::: Stored data
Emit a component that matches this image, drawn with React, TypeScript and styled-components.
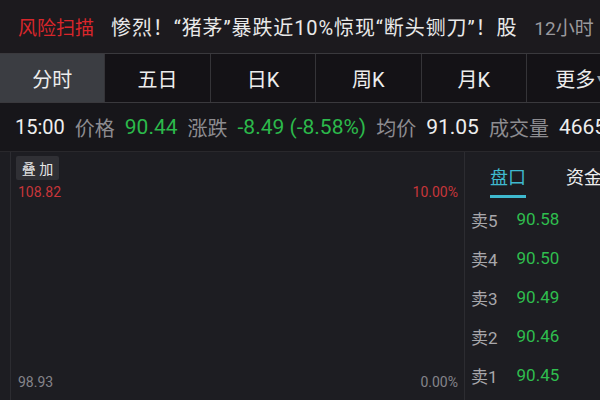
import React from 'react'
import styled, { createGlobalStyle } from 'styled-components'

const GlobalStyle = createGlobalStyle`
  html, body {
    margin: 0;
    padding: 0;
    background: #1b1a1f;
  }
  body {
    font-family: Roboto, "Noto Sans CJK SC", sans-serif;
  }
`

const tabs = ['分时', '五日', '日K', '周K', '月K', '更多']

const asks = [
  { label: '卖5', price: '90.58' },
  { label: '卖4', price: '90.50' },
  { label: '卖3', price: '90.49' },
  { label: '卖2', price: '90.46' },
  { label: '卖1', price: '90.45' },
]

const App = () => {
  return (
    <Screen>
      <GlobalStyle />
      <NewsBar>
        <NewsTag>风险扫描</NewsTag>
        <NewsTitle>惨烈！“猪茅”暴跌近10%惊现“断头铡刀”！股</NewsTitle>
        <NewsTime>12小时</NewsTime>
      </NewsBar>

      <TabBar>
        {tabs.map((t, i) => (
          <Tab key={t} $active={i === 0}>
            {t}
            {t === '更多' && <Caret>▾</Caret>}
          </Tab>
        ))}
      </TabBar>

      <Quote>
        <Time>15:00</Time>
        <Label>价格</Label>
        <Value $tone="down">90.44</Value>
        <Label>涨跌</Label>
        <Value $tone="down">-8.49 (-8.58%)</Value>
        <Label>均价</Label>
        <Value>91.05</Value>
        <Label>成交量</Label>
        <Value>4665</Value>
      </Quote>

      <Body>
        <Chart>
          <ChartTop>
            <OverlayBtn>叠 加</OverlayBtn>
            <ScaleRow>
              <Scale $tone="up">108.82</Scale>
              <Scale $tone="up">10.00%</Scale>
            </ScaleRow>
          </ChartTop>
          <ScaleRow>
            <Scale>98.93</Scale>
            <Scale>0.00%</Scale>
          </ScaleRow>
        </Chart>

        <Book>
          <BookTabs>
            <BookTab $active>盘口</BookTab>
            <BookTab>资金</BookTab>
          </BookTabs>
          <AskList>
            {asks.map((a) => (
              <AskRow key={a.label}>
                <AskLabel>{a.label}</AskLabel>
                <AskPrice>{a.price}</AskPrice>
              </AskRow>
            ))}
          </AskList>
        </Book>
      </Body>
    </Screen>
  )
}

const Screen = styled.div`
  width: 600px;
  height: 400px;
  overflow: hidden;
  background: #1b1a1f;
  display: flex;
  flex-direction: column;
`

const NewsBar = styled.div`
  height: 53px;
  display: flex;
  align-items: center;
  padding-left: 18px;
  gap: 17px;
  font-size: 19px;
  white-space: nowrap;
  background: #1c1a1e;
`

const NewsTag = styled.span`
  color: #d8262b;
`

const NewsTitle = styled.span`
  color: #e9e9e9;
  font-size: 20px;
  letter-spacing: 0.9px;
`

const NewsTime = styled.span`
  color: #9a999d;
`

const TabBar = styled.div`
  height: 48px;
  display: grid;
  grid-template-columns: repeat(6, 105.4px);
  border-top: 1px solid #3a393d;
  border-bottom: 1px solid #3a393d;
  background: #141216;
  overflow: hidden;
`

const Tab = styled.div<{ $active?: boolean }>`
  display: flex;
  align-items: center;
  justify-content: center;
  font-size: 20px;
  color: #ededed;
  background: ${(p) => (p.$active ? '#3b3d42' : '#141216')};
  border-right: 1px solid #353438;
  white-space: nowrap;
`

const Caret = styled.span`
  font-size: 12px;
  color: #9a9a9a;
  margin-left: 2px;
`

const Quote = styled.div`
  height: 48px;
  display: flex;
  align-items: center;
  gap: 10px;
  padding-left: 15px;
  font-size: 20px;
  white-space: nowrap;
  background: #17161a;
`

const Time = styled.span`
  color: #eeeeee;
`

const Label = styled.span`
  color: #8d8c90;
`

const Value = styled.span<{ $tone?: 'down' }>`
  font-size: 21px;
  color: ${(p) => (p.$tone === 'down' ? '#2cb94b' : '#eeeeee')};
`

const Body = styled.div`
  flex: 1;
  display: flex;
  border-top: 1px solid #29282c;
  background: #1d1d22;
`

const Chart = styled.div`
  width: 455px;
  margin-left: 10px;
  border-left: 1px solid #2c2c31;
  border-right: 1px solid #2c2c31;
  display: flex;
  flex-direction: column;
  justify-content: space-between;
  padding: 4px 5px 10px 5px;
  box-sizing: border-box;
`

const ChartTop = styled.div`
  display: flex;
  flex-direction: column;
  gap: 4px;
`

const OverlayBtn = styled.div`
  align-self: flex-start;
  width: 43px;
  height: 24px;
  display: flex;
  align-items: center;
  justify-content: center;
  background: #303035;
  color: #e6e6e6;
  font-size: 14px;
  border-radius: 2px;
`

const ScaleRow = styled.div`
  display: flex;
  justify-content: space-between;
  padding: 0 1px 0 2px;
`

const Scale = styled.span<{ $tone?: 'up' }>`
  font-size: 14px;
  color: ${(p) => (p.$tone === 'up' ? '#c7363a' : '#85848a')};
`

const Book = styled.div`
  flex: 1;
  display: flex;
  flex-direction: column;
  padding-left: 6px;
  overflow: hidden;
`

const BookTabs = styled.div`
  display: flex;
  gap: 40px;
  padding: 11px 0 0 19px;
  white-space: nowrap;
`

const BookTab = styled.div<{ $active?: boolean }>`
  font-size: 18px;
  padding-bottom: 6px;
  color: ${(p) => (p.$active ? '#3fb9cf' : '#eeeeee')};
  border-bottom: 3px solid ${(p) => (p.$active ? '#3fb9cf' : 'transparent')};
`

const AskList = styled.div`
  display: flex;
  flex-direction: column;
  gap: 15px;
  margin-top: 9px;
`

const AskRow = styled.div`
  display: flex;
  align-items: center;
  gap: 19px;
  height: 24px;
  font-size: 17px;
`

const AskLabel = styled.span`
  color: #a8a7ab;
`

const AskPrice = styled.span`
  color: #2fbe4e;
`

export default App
::::::
■ **To do**
All of the data needs repeating exactly, but the pictures do not.

■ **Final answer**
Emit a component that matches this image, drawn with React, TypeScript and styled-components.
import React from 'react'
import styled, { createGlobalStyle } from 'styled-components'

const GlobalStyle = createGlobalStyle`
  html, body {
    margin: 0;
    padding: 0;
    background: #1b1a1f;
  }
  body {
    font-family: Roboto, "Noto Sans CJK SC", sans-serif;
  }
`

const tabs = ['分时', '五日', '日K', '周K', '月K', '更多']

const asks = [
  { label: '卖5', price: '90.58' },
  { label: '卖4', price: '90.50' },
  { label: '卖3', price: '90.49' },
  { label: '卖2', price: '90.46' },
  { label: '卖1', price: '90.45' },
]

const App = () => {
  return (
    <Screen>
      <GlobalStyle />
      <NewsBar>
        <NewsTag>风险扫描</NewsTag>
        <NewsTitle>惨烈！“猪茅”暴跌近10%惊现“断头铡刀”！股</NewsTitle>
        <NewsTime>12小时</NewsTime>
      </NewsBar>

      <TabBar>
        {tabs.map((t, i) => (
          <Tab key={t} $active={i === 0}>
            {t}
            {t === '更多' && <Caret>▾</Caret>}
          </Tab>
        ))}
      </TabBar>

      <Quote>
        <Time>15:00</Time>
        <Label>价格</Label>
        <Value $tone="down">90.44</Value>
        <Label>涨跌</Label>
        <Value $tone="down">-8.49 (-8.58%)</Value>
        <Label>均价</Label>
        <Value>91.05</Value>
        <Label>成交量</Label>
        <Value>4665</Value>
      </Quote>

      <Body>
        <Chart>
          <ChartTop>
            <OverlayBtn>叠 加</OverlayBtn>
            <ScaleRow>
              <Scale $tone="up">108.82</Scale>
              <Scale $tone="up">10.00%</Scale>
            </ScaleRow>
          </ChartTop>
          <ScaleRow>
            <Scale>98.93</Scale>
            <Scale>0.00%</Scale>
          </ScaleRow>
        </Chart>

        <Book>
          <BookTabs>
            <BookTab $active>盘口</BookTab>
            <BookTab>资金</BookTab>
          </BookTabs>
          <AskList>
            {asks.map((a) => (
              <AskRow key={a.label}>
                <AskLabel>{a.label}</AskLabel>
                <AskPrice>{a.price}</AskPrice>
              </AskRow>
            ))}
          </AskList>
        </Book>
      </Body>
    </Screen>
  )
}

const Screen = styled.div`
  width: 600px;
  height: 400px;
  overflow: hidden;
  background: #1b1a1f;
  display: flex;
  flex-direction: column;
`

const NewsBar = styled.div`
  height: 53px;
  display: flex;
  align-items: center;
  padding-left: 18px;
  gap: 17px;
  font-size: 19px;
  white-space: nowrap;
  background: #1c1a1e;
`

const NewsTag = styled.span`
  color: #d8262b;
`

const NewsTitle = styled.span`
  color: #e9e9e9;
  font-size: 20px;
  letter-spacing: 0.9px;
`

const NewsTime = styled.span`
  color: #9a999d;
`

const TabBar = styled.div`
  height: 48px;
  display: grid;
  grid-template-columns: repeat(6, 105.4px);
  border-top: 1px solid #3a393d;
  border-bottom: 1px solid #3a393d;
  background: #141216;
  overflow: hidden;
`

const Tab = styled.div<{ $active?: boolean }>`
  display: flex;
  align-items: center;
  justify-content: center;
  font-size: 20px;
  color: #ededed;
  background: ${(p) => (p.$active ? '#3b3d42' : '#141216')};
  border-right: 1px solid #353438;
  white-space: nowrap;
`

const Caret = styled.span`
  font-size: 12px;
  color: #9a9a9a;
  margin-left: 2px;
`

const Quote = styled.div`
  height: 48px;
  display: flex;
  align-items: center;
  gap: 10px;
  padding-left: 15px;
  font-size: 20px;
  white-space: nowrap;
  background: #17161a;
`

const Time = styled.span`
  color: #eeeeee;
`

const Label = styled.span`
  color: #8d8c90;
`

const Value = styled.span<{ $tone?: 'down' }>`
  font-size: 21px;
  color: ${(p) => (p.$tone === 'down' ? '#2cb94b' : '#eeeeee')};
`

const Body = styled.div`
  flex: 1;
  display: flex;
  border-top: 1px solid #29282c;
  background: #1d1d22;
`

const Chart = styled.div`
  width: 455px;
  margin-left: 10px;
  border-left: 1px solid #2c2c31;
  border-right: 1px solid #2c2c31;
  display: flex;
  flex-direction: column;
  justify-content: space-between;
  padding: 4px 5px 10px 5px;
  box-sizing: border-box;
`

const ChartTop = styled.div`
  display: flex;
  flex-direction: column;
  gap: 4px;
`

const OverlayBtn = styled.div`
  align-self: flex-start;
  width: 43px;
  height: 24px;
  display: flex;
  align-items: center;
  justify-content: center;
  background: #303035;
  color: #e6e6e6;
  font-size: 14px;
  border-radius: 2px;
`

const ScaleRow = styled.div`
  display: flex;
  justify-content: space-between;
  padding: 0 1px 0 2px;
`

const Scale = styled.span<{ $tone?: 'up' }>`
  font-size: 14px;
  color: ${(p) => (p.$tone === 'up' ? '#c7363a' : '#85848a')};
`

const Book = styled.div`
  flex: 1;
  display: flex;
  flex-direction: column;
  padding-left: 6px;
  overflow: hidden;
`

const BookTabs = styled.div`
  display: flex;
  gap: 40px;
  padding: 11px 0 0 19px;
  white-space: nowrap;
`

const BookTab = styled.div<{ $active?: boolean }>`
  font-size: 18px;
  padding-bottom: 6px;
  color: ${(p) => (p.$active ? '#3fb9cf' : '#eeeeee')};
  border-bottom: 3px solid ${(p) => (p.$active ? '#3fb9cf' : 'transparent')};
`

const AskList = styled.div`
  display: flex;
  flex-direction: column;
  gap: 15px;
  margin-top: 9px;
`

const AskRow = styled.div`
  display: flex;
  align-items: center;
  gap: 19px;
  height: 24px;
  font-size: 17px;
`

const AskLabel = styled.span`
  color: #a8a7ab;
`

const AskPrice = styled.span`
  color: #2fbe4e;
`

export default App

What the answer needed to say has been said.